WHAT TO WORK ON
Retype exactly what runs from the first line of the data to the line with "const SPILL = '#6a8cc2';", keeping both of those lines and skipping pictures.

COLLECTED MATERIAL
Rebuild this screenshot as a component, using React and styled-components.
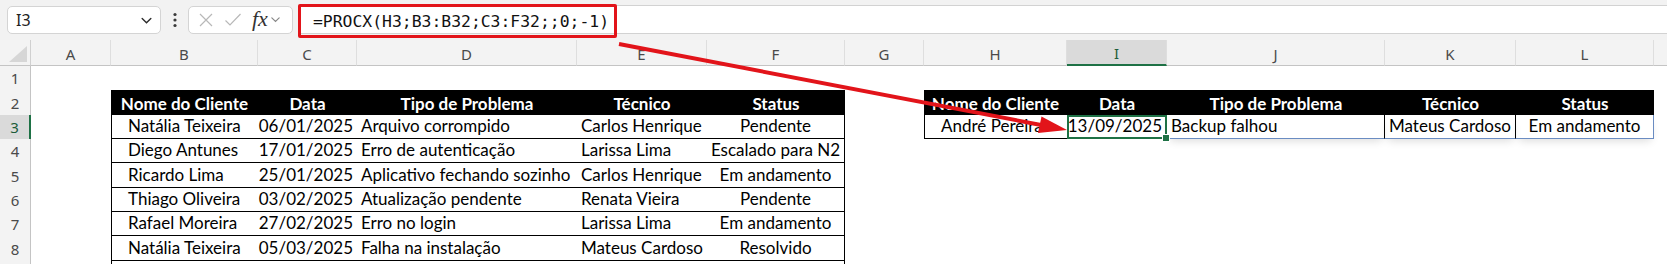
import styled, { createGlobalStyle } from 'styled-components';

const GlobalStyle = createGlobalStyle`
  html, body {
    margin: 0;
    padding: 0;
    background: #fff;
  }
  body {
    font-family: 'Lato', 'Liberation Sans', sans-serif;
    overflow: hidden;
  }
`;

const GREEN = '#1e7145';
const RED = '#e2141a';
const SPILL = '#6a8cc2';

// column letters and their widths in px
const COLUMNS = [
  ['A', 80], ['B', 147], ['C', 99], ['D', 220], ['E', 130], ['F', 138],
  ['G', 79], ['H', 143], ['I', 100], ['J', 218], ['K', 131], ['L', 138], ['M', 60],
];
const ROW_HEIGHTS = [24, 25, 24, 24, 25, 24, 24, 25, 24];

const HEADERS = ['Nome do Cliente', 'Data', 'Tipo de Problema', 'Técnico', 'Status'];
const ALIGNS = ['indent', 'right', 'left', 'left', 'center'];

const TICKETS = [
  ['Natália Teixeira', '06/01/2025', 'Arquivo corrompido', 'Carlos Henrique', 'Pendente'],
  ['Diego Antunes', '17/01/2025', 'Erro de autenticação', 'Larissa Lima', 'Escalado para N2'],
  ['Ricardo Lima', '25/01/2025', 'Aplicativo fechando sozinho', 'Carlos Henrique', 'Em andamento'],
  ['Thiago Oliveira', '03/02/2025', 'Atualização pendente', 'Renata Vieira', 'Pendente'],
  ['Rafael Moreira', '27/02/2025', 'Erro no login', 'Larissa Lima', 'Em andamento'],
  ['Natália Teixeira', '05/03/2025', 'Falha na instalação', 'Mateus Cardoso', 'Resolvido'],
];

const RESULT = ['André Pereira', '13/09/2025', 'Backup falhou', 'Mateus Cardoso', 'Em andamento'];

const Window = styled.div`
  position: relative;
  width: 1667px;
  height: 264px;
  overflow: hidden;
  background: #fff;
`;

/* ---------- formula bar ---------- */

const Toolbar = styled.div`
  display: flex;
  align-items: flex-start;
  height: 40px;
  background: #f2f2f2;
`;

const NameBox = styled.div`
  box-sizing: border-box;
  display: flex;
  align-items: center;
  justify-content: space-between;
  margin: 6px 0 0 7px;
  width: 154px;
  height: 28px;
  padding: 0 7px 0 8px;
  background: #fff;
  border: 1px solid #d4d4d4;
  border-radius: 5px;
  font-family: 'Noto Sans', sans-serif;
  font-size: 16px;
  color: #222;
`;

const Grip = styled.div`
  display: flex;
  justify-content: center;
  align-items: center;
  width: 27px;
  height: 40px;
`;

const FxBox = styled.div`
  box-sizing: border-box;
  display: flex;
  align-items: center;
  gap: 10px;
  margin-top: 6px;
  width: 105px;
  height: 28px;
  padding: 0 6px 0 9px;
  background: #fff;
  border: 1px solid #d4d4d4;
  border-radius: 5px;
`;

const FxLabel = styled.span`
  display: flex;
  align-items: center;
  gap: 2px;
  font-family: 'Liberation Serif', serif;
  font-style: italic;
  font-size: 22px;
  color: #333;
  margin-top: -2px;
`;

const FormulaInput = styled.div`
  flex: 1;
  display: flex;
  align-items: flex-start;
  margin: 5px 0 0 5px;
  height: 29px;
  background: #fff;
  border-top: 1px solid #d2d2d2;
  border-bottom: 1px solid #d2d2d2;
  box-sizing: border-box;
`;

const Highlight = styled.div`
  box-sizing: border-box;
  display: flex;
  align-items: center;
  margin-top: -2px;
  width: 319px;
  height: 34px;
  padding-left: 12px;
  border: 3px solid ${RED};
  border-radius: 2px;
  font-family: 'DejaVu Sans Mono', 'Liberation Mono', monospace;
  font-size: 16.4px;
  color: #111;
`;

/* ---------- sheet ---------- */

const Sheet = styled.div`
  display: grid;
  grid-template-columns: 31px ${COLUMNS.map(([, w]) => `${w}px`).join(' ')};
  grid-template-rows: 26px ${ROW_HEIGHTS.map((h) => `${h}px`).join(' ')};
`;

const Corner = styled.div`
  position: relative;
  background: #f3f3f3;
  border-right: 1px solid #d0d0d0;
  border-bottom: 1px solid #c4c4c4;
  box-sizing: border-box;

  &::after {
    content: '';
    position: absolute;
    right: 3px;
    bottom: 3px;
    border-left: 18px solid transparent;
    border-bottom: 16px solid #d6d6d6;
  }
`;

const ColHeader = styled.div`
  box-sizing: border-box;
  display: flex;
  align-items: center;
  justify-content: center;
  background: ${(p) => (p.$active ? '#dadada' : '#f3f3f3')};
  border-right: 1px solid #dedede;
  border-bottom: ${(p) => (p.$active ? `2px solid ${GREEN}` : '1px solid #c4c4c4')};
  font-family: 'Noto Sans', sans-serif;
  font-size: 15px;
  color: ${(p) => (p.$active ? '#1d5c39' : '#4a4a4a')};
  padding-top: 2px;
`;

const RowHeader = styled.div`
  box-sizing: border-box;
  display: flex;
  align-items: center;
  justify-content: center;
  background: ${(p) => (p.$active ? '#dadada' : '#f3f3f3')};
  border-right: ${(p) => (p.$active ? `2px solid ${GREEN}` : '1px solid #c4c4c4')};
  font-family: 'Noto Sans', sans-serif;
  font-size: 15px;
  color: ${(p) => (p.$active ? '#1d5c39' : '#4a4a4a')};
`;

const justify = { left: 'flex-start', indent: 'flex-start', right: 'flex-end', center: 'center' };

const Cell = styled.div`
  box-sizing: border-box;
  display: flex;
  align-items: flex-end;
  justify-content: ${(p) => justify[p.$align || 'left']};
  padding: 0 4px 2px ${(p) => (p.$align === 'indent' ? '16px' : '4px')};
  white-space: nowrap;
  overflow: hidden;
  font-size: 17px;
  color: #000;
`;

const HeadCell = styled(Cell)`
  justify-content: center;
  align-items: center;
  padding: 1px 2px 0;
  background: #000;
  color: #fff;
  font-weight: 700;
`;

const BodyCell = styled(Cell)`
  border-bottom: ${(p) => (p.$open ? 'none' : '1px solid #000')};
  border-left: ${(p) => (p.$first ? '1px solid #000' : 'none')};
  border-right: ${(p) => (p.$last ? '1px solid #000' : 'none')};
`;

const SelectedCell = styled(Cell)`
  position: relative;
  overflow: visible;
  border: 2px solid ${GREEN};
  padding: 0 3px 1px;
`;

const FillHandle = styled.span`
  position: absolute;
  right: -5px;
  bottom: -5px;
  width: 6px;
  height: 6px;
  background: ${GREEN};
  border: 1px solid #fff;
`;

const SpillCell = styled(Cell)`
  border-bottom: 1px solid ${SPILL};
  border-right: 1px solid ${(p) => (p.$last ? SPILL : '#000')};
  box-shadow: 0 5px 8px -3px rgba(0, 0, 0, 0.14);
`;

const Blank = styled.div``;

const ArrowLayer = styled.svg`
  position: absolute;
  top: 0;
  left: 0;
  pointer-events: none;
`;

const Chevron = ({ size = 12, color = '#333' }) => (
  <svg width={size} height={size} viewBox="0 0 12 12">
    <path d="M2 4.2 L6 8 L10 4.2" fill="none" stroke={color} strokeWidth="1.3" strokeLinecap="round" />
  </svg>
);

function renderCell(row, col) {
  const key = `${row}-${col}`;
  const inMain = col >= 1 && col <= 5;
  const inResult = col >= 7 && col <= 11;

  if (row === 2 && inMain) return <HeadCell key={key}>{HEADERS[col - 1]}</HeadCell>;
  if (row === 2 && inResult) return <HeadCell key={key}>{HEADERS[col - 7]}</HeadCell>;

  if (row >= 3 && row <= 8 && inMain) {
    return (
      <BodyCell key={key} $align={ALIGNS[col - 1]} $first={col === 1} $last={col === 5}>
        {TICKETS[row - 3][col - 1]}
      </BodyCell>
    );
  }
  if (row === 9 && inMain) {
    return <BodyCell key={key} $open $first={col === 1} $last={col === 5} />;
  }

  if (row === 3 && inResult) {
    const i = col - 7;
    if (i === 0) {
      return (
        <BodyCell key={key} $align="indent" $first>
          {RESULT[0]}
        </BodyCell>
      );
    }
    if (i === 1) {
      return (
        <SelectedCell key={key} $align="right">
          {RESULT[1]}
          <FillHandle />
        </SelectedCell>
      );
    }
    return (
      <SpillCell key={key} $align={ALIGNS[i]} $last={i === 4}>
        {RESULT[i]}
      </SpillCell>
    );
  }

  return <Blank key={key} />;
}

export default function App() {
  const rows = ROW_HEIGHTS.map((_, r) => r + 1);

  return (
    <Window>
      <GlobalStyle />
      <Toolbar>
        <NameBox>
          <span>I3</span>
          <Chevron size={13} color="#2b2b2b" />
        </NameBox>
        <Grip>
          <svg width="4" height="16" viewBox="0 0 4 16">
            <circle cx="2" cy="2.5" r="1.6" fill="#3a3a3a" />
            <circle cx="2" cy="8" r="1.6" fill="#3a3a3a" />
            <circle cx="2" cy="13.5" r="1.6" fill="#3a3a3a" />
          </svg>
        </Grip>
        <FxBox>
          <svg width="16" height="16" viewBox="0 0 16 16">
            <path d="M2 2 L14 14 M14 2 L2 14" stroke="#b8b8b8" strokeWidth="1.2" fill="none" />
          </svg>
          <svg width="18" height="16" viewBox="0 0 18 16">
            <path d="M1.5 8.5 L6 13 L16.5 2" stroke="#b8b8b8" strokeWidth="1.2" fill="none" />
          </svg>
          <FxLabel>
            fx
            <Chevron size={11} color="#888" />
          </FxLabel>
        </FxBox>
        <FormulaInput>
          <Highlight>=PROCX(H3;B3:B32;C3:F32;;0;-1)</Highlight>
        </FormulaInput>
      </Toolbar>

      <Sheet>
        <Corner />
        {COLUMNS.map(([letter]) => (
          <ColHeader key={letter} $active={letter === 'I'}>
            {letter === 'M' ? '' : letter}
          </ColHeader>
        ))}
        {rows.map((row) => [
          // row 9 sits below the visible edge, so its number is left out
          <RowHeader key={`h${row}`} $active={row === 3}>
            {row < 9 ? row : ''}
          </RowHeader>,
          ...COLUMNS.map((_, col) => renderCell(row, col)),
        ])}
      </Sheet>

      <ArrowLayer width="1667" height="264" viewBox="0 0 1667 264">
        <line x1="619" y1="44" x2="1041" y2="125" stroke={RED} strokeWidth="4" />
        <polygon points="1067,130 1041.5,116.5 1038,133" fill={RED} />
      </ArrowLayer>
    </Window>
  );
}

WRITTEN SOLUTION
Rebuild this screenshot as a component, using React and styled-components.
import styled, { createGlobalStyle } from 'styled-components';

const GlobalStyle = createGlobalStyle`
  html, body {
    margin: 0;
    padding: 0;
    background: #fff;
  }
  body {
    font-family: 'Lato', 'Liberation Sans', sans-serif;
    overflow: hidden;
  }
`;

const GREEN = '#1e7145';
const RED = '#e2141a';
const SPILL = '#6a8cc2';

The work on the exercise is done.